Publisher’s Weekly said of The Cat Dancers, “Deutermann's first chapter features the eponymous, anonymous cat dancer as he rappels down a cliff in the dead of night, swings into the cave of a 200-pound female mountain lion and snaps a picture of the enraged beast as she attempts to disembowel him. The scene then shifts to a pair of thugs, who, while attempting to rob a gas station minimart, shoot the Pakistani owner and cause a fire that incinerates a young soccer mom and her child. The scumbag perps skate on a technicality when judge Annie Bellamy points out they were never read their rights before confessing. That Deutermann (Firefly; Darkside) is able to fuse these two disparate plots is testament to his well-drawn characters, intelligent, realistic dialogue and top-notch writing. Lt. Cam Richter, of the Manceford County, N.C., Sheriff's Office, is in charge of the minimart case, which becomes much more complicated after he receives an e-mail attachment that shows one of the two freed killers, K-dog Simmonds, being electrocuted in what is clearly a home-made electric chair. Cam is soon headed into the backcountry of the Great Smoky Mountains on the trail of both a nest of vigilante killers and the elusive, possibly apocryphal Eastern mountain lion. Petrified readers will be checking under the bed and in the closets for any panthers that may have crept inside while they were glued to the pages.”

Booklist said of Official Privilege, “Deutermann immediately divulges the identity of the killer of two navy lieutenants, brother and sister. But which admiral caused the deeds, and why? Such intricacies within the Puzzle Palace, aka the Pentagon, retired captain Deutermann knows well from his own career. On this fictional sea, his jargon and feeling for ambition and bureaucratic politics at the navy's middle ranks ring true, as his two investigators get stonewalled. Removed from the case by the admiral who asked for them in the first place, Commander Dan Collins and civilian Grace Snow (romance a-budding, naturally) proceed as freelancers. The killer catches wind of their progress via his spy gear and becomes worried that those who employed him may consequently desire his permanent disappearance. So he lashes out at the heroes in a violent scene--which stirs up the admirals' flunkies, belatedly aware they haven't stifled Collins and Snow--and finally in a plot-resolving shootout at the Washington Naval Yard. Deutermann's third mystery, though conventionally constructed, is brought off well.”

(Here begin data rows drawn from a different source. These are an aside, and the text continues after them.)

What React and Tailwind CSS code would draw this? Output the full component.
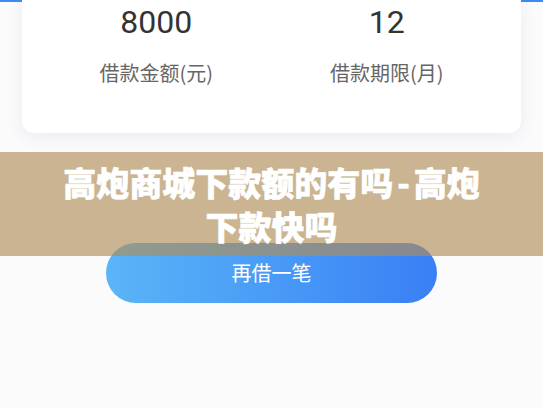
export default function App() {
  const cjk = { fontFamily: '"Noto Sans CJK SC", "Noto Sans", sans-serif' };
  const digits = { fontFamily: 'Roboto, "Noto Sans", sans-serif' };
  return (
    <div className="relative w-[543px] h-[408px] overflow-hidden bg-[#fbfbfc]" style={cjk}>
      {/* tail of the blue header behind the summary card */}
      <div className="h-[2px] bg-[#3f88f5]" />

      {/* loan summary card */}
      <div className="relative -mt-[2px] mx-[22px] rounded-b-[12px] bg-white px-[19px] pt-[2px] pb-[46px] shadow-[0_4px_16px_rgba(120,135,165,0.13)]">
        <div className="grid grid-cols-2">
          <div className="flex flex-col items-center">
            <div className="text-[32px] leading-[40px] text-[#333333]" style={digits}>8000</div>
            <div className="mt-[17px] text-[20px] leading-[28px] text-[#666666]">借款金额(元)</div>
          </div>
          <div className="flex flex-col items-center">
            <div className="text-[32px] leading-[40px] text-[#333333]" style={digits}>12</div>
            <div className="mt-[17px] text-[20px] leading-[28px] text-[#666666]">借款期限(月)</div>
          </div>
        </div>
      </div>

      {/* borrow again button */}
      <div className="mt-[110px] flex justify-center">
        <button className="h-[60px] w-[331px] rounded-full bg-gradient-to-r from-[#5bb5f7] to-[#3a7ff5] text-[20px] text-white">
          再借一笔
        </button>
      </div>

      {/* title banner laid over the page */}
      <div className="absolute left-0 right-0 top-[152px] z-10 flex h-[104px] items-center justify-center bg-[rgba(175,141,88,0.65)]">
        <div className="text-center text-[33px] font-black leading-[44px] text-white [-webkit-text-stroke:0.6px_white]">
          高炮商城下款额的有吗<span className="px-[4px]">-</span>高炮
          <br />
          下款快吗
        </div>
      </div>
    </div>
  );
}
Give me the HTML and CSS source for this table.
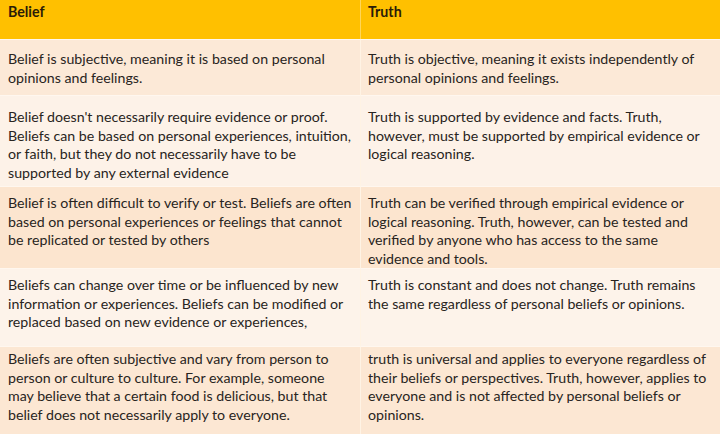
FILE: index.html
```html
<!DOCTYPE html>
<html>
<head>
<meta charset="utf-8">
<link rel="stylesheet" href="styles.css">
</head>
<body>
<div class="table">
  <div class="cell head">Belief</div>
  <div class="cell head">Truth</div>

  <div class="cell r1">Belief is subjective, meaning it is based on personal<br>opinions and feelings.</div>
  <div class="cell r1">Truth is objective, meaning it exists independently of<br>personal opinions and feelings.</div>

  <div class="cell r2">Belief doesn't necessarily require evidence or proof.<br>Beliefs can be based on personal experiences, intuition,<br>or faith, but they do not necessarily have to be<br>supported by any external evidence</div>
  <div class="cell r2">Truth is supported by evidence and facts. Truth,<br>however, must be supported by empirical evidence or<br>logical reasoning.</div>

  <div class="cell r3">Belief is often difficult to verify or test. Beliefs are often<br>based on personal experiences or feelings that cannot<br>be replicated or tested by others</div>
  <div class="cell r3">Truth can be verified through empirical evidence or<br>logical reasoning. Truth, however, can be tested and<br>verified by anyone who has access to the same<br>evidence and tools.</div>

  <div class="cell r4">Beliefs can change over time or be influenced by new<br>information or experiences. Beliefs can be modified or<br>replaced based on new evidence or experiences,</div>
  <div class="cell r4">Truth is constant and does not change. Truth remains<br>the same regardless of personal beliefs or opinions.</div>

  <div class="cell r5">Beliefs are often subjective and vary from person to<br>person or culture to culture. For example, someone<br>may believe that a certain food is delicious, but that<br>belief does not necessarily apply to everyone.</div>
  <div class="cell r5">truth is universal and applies to everyone regardless of<br>their beliefs or perspectives. Truth, however, applies to<br>everyone and is not affected by personal beliefs or<br>opinions.</div>
</div>
</body>
</html>
```

FILE: styles.css
```css
html, body {
  margin: 0;
  padding: 0;
  background: #fdf1e6;
}
body {
  width: 720px;
  height: 434px;
  overflow: hidden;
  font-family: "Lato", "Liberation Sans", sans-serif;
  font-size: 14.2px;
  line-height: 18.6px;
  color: #282421;
}
.table {
  display: grid;
  grid-template-columns: 360px 360px;
  grid-template-rows: 39px 56px 91px 82px 78px 88px;
  width: 720px;
  height: 434px;
}
.cell {
  padding-left: 8px;
  white-space: nowrap;
  overflow: hidden;
  box-sizing: border-box;
  border-top: 1px solid #fff7ef;
}
.cell:nth-child(even) {
  padding-left: 7px;
  border-left: 1px solid #fff3e4;
}
.head {
  background: #ffc000;
  font-weight: 700;
  color: #2a1c08;
  padding-top: 3px;
  border-top: none;
}
.head:nth-child(even) {
  border-left: 1px solid #ffd659;
}
.r1 { background: #fce9d7; padding-top: 10px; }
.r2 { background: #fdf2e8; padding-top: 12px; }
.r3 { background: #fce5cf; padding-top: 7px; }
.r4 { background: #fdf3ea; padding-top: 7px; }
.r5 { background: #fce7d3; padding-top: 3px; }
```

Booklist said of Sweepers, “A skeleton from the Vietnam closet upsets the career ascent of several posterior-covering admirals. The skeleton is a secret assassin named Galantz, sore at being abandoned in the Mekong Delta by a navy lieutenant. Now an admiral, Tag Sherman becomes the object of the assassin's vengeance. Two naval people, male and female, investigate the case, which arises when two of Sherman's friends die suddenly. Sherman blames that old assassin, a point debated continuously by the investigators. But readers, through the magic of authorial omniscience, eavesdrop on Sherman's superiors in the Pentagon and discover that Sherman is probably truthful; but "those people up the river" (the CIA) have lost control of their assassin. However, those people have deep-cover "sweepers" who clean up such embarrassments, creating the action of an unknown sweeper chasing the investigators who are chasing Galantz. Despite their scrapes with danger, the investigators are flat characters, leaving plausible portrayals of Pentagon office politics as this mystery's primary asset.”